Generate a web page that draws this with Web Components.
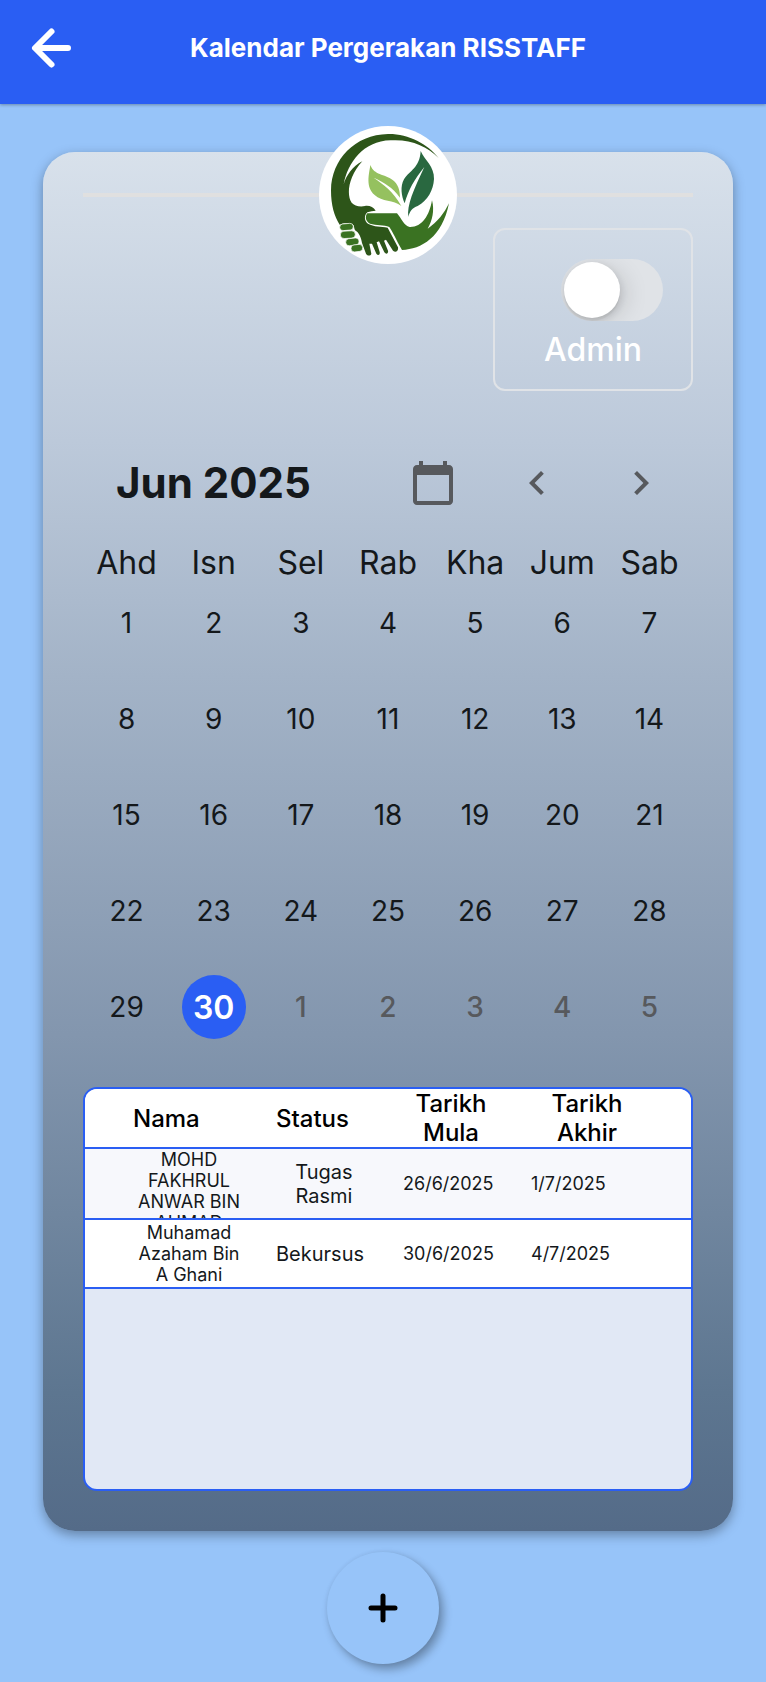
<!DOCTYPE html>
<html lang="ms">
<head>
<meta charset="utf-8">
<meta name="viewport" content="width=device-width, initial-scale=1">
<title>Kalendar Pergerakan RISSTAFF</title>
<style>
  :root {
    --primary: #2a5ef3;
    --sky: #97c4f9;
    --line: #e0e3e7;
    --ink: #14181b;
    --muted: #57595d;
  }
  body {
    margin: 0;
    min-height: 100vh;
    background: var(--sky);
    color: var(--ink);
    font-family: Inter, "Liberation Sans", sans-serif;
  }
</style>
</head>
<body>
<movement-page></movement-page>

<script>
const define = (name, html, setup) => {
  const template = document.createElement('template');
  template.innerHTML = html;
  customElements.define(name, class extends HTMLElement {
    constructor() {
      super();
      this.attachShadow({ mode: 'open' }).append(template.content.cloneNode(true));
    }
    connectedCallback() {
      if (setup) setup(this, this.shadowRoot);
    }
  });
};

define('top-bar', `
  <style>
    :host { display: block; background: var(--primary); box-shadow: 0 1px 3px rgba(0,0,0,.3); }
    header { display: grid; grid-template-columns: 72px 1fr 62px; align-items: center; height: 104px; padding: 0 16px 8px; box-sizing: border-box; }
    button { width: 72px; height: 72px; padding: 0; border: 0; background: none; display: grid; place-items: center; cursor: pointer; }
    h1 { margin: 0; text-align: center; color: #fff; font-size: 26px; line-height: 32px; font-weight: 700; }
  </style>
  <header>
    <button aria-label="Kembali">
      <svg width="44" height="44" viewBox="0 0 44 44" fill="none" stroke="#fff" stroke-width="6" stroke-linecap="round" stroke-linejoin="round"><path d="M38 22H6M21.500 5.500 5 22l16.500 16.500"/></svg>
    </button>
    <h1><slot></slot></h1>
  </header>`);

define('brand-logo', `
  <style>
    :host { display: flex; align-items: center; }
    i { flex: 1; height: 4px; background: #e0e0e0; }
    svg { display: block; flex: none; }
  </style>
  <i></i>
  <svg width="138" height="138" viewBox="57 47 414 414" role="img" aria-label="Logo">
    <circle cx="264" cy="254" r="207" fill="#fff"/>
    <path fill="#2d5519" d="M416 143C382 100 325 70 264 71C165 73 94 147 93 240C93 285 103 318 119 343C135 336 154 339 161 345C163 350 162 354 165 360C177 366 183 381 186 398L198 430C202 438 213 437 214 430L208 400L216 400L229 430C234 437 241 434 239 425L230 396L237 393L253 426C259 434 266 429 264 421L252 391L258 388L279 421C287 429 296 422 294 411L263 352C243 348 222 350 204 340C192 331 192 315 202 306C211 302 219 303 227 301C220 291 209 285 195 287C179 291 163 286 155 277C138 253 146 197 187 153C157 168 138 197 131 222C143 158 189 92 272 90C333 86 382 108 416 143Z"/>
    <path fill="#3a7222" d="M202 309C194 319 197 334 210 340C229 346 252 342 268 350C278 364 287 386 306 419C364 417 427 381 447 279C433 308 412 336 383 355C397 331 404 301 396 270C388 316 366 351 329 350C312 347 304 324 291 309Z"/>
    <g fill="#3a7222" stroke="#fff" stroke-width="2">
      <rect x="119" y="340" width="41" height="20" rx="10" transform="rotate(-5 139 350)"/>
      <rect x="121" y="362" width="45" height="22" rx="11" transform="rotate(-3 143 373)"/>
      <rect x="137" y="384" width="40" height="21" rx="10" transform="rotate(-7 157 394)"/>
      <rect x="153" y="403" width="35" height="21" rx="10" transform="rotate(-6 170 413)"/>
    </g>
    <path fill="#95c15f" d="M211 164C223 196 252 189 279 210C294 221 300 240 300 262C277 230 253 217 221 202C250 223 279 241 304 287C280 268 246 275 224 254C196 230 207 192 211 164Z"/>
    <path fill="#296840" d="M362 122C375 151 403 168 402 206C400 240 383 271 353 287C337 293 329 303 325 320C320 285 341 238 373 170C342 208 325 240 314 279C304 257 300 228 312 207C329 180 359 173 362 122Z"/>
  </svg>
  <i></i>`);

define('admin-toggle', `
  <style>
    :host { display: block; width: 200px; box-sizing: border-box; border: 2px solid var(--line); border-radius: 12px; padding: 29px 28px 19px; }
    label { display: grid; gap: 9px; color: #fff; font-size: 32px; line-height: 40px; font-weight: 500; text-align: center; }
    input { appearance: none; box-sizing: border-box; margin: 0; justify-self: end; width: 102px; height: 62px; border-radius: 31px; background: var(--line); padding: 3px; display: flex; overflow: hidden; }
    input::before { content: ""; width: 56px; height: 56px; border-radius: 50%; background: #fff; box-shadow: 0 3px 8px rgba(0,0,0,.15), 8px 4px 22px rgba(0,0,0,.1), 0 3px 1px rgba(0,0,0,.04); }
    input:checked { justify-content: flex-end; background: var(--primary); }
    span { display: block; }
  </style>
  <label><input type="checkbox" role="switch"><span><slot></slot></span></label>`);

define('month-calendar', `
  <style>
    :host { display: block; }
    button { font: inherit; color: inherit; padding: 0; border: 0; background: none; cursor: pointer; }
    .head { display: flex; align-items: center; height: 48px; padding: 0 28px 0 33px; }
    h2 { flex: 1; margin: 0; font-size: 42px; line-height: 48px; font-weight: 700; white-space: nowrap; }
    .tools { display: flex; gap: 56px; color: var(--muted); }
    .tools button, svg { display: block; width: 48px; height: 48px; }
    .grid { display: grid; grid-template-columns: repeat(7, 1fr); justify-items: center; }
    .names { margin-top: 37px; font-size: 32px; line-height: 38px; }
    .days { margin-top: 9px; row-gap: 32px; font-size: 28px; }
    .days button { width: 64px; height: 64px; border-radius: 50%; }
    .days .today { background: var(--primary); color: #fff; font-size: 32px; font-weight: 600; }
    .days .next { color: var(--muted); font-weight: 500; }
  </style>
  <div class="head">
    <h2>Jun 2025</h2>
    <div class="tools">
      <button aria-label="Hari ini"><svg viewBox="0 0 24 24" fill="currentColor"><path d="M20 3h-1V1h-2v2H7V1H5v2H4c-1.100 0-2 .9-2 2v16c0 1.100.9 2 2 2h16c1.100 0 2-.9 2-2V5c0-1.100-.9-2-2-2zm0 18H4V8h16v13z"/></svg></button>
      <button aria-label="Bulan sebelum"><svg viewBox="0 0 24 24" fill="currentColor"><path d="M15.410 7.410 14 6l-6 6 6 6 1.410-1.410L10.830 12z"/></svg></button>
      <button aria-label="Bulan berikut"><svg viewBox="0 0 24 24" fill="currentColor"><path d="M10 6 8.590 7.410 13.170 12l-4.580 4.590L10 18l6-6z"/></svg></button>
    </div>
  </div>
  <div class="grid names"></div>
  <div class="grid days"></div>`,
  (host, root) => {
    const add = (parent, tag, text, cls) => {
      const el = document.createElement(tag);
      el.textContent = text;
      if (cls) el.className = cls;
      root.querySelector(parent).append(el);
    };
    ['Ahd', 'Isn', 'Sel', 'Rab', 'Kha', 'Jum', 'Sab'].forEach(n => add('.names', 'span', n));
    for (let d = 1; d <= 30; d++) add('.days', 'button', d, d === 30 ? 'today' : '');
    for (let d = 1; d <= 5; d++) add('.days', 'button', d, 'next');
  });

define('movement-table', `
  <style>
    :host { display: block; box-sizing: border-box; min-height: 404px; border: 2px solid var(--primary); border-radius: 14px; background: #e1e8f5; overflow: hidden; }
    table { width: 100%; table-layout: fixed; border-spacing: 0; }
    col.name { width: 191px; } col.status { width: 127px; } col.start { width: 128px; }
    th, td { padding: 0; border-bottom: 2px solid var(--primary); font-weight: 400; background: #fff; }
    .odd td { background: #f7f8fc; }
    .box { display: flex; align-items: safe center; overflow: hidden; height: 67px; }
    .odd .box { height: 69px; }
    th .box { height: 58px; }
    span { text-align: center; font-size: 18px; line-height: 21px; max-width: 102px; }
    th span { color: #000; font-size: 24px; line-height: 29px; font-weight: 500; max-width: 96px; }
    th:last-child span { max-width: 112px; }
    td .status { font-size: 20px; line-height: 24px; max-width: 96px; }
    th:first-child .box { padding-left: 48px; }
    td:first-child .box { padding-left: 53px; }
  </style>
  <table>
    <colgroup><col class="name"><col class="status"><col class="start"><col></colgroup>
    <thead><tr>
      <th><div class="box"><span>Nama</span></div></th>
      <th><div class="box"><span>Status</span></div></th>
      <th><div class="box"><span>Tarikh Mula</span></div></th>
      <th><div class="box"><span>Tarikh Akhir</span></div></th>
    </tr></thead>
    <tbody>
      <tr class="odd">
        <td><div class="box"><span>MOHD FAKHRUL ANWAR BIN AHMAD</span></div></td>
        <td><div class="box"><span class="status">Tugas Rasmi</span></div></td>
        <td><div class="box"><span>26/6/2025</span></div></td>
        <td><div class="box"><span>1/7/2025</span></div></td>
      </tr>
      <tr>
        <td><div class="box"><span>Muhamad Azaham Bin A Ghani</span></div></td>
        <td><div class="box"><span class="status">Bekursus</span></div></td>
        <td><div class="box"><span>30/6/2025</span></div></td>
        <td><div class="box"><span>4/7/2025</span></div></td>
      </tr>
    </tbody>
  </table>`);

define('add-button', `
  <style>
    :host { display: block; width: 112px; height: 112px; }
    button { width: 112px; height: 112px; padding: 0; border: 0; border-radius: 50%; background: var(--sky); box-shadow: 4px 5px 10px rgba(0,0,0,.32), 0 0 4px rgba(0,0,0,.06); display: grid; place-items: center; cursor: pointer; }
  </style>
  <button aria-label="Tambah"><svg width="30" height="30" viewBox="0 0 30 30" stroke="#000" stroke-width="5" stroke-linecap="round"><path d="M15 3v24M3 15h24"/></svg></button>`);

define('movement-page', `
  <style>
    :host { display: block; }
    main { margin: 48px 33px 0 43px; padding: 0 40px 40px; border-radius: 32px; display: flow-root;
      background: linear-gradient(#d8e1eb, #bcc9da 21%, #a3b3c7 38%, #8396ae 64%, #5d7690 90%, #546b88);
      box-shadow: 0 4px 12px rgba(0,0,0,.34); }
    brand-logo { margin-top: -26px; }
    admin-toggle { margin: -36px 0 0 auto; }
    month-calendar { margin-top: 68px; }
    movement-table { margin-top: 48px; }
    add-button { margin: 21px auto 18px; }
  </style>
  <top-bar>Kalendar Pergerakan RISSTAFF</top-bar>
  <main>
    <brand-logo></brand-logo>
    <admin-toggle>Admin</admin-toggle>
    <month-calendar></month-calendar>
    <movement-table></movement-table>
  </main>
  <add-button></add-button>`);
</script>
</body>
</html>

=-=-=-=-=

Problem » Write out nothing but the lines from the start of the data through the line with "<movement-page></movement-page>". Leave out the pictures.

Solution below »
Generate a web page that draws this with Web Components.
<!DOCTYPE html>
<html lang="ms">
<head>
<meta charset="utf-8">
<meta name="viewport" content="width=device-width, initial-scale=1">
<title>Kalendar Pergerakan RISSTAFF</title>
<style>
  :root {
    --primary: #2a5ef3;
    --sky: #97c4f9;
    --line: #e0e3e7;
    --ink: #14181b;
    --muted: #57595d;
  }
  body {
    margin: 0;
    min-height: 100vh;
    background: var(--sky);
    color: var(--ink);
    font-family: Inter, "Liberation Sans", sans-serif;
  }
</style>
</head>
<body>
<movement-page></movement-page>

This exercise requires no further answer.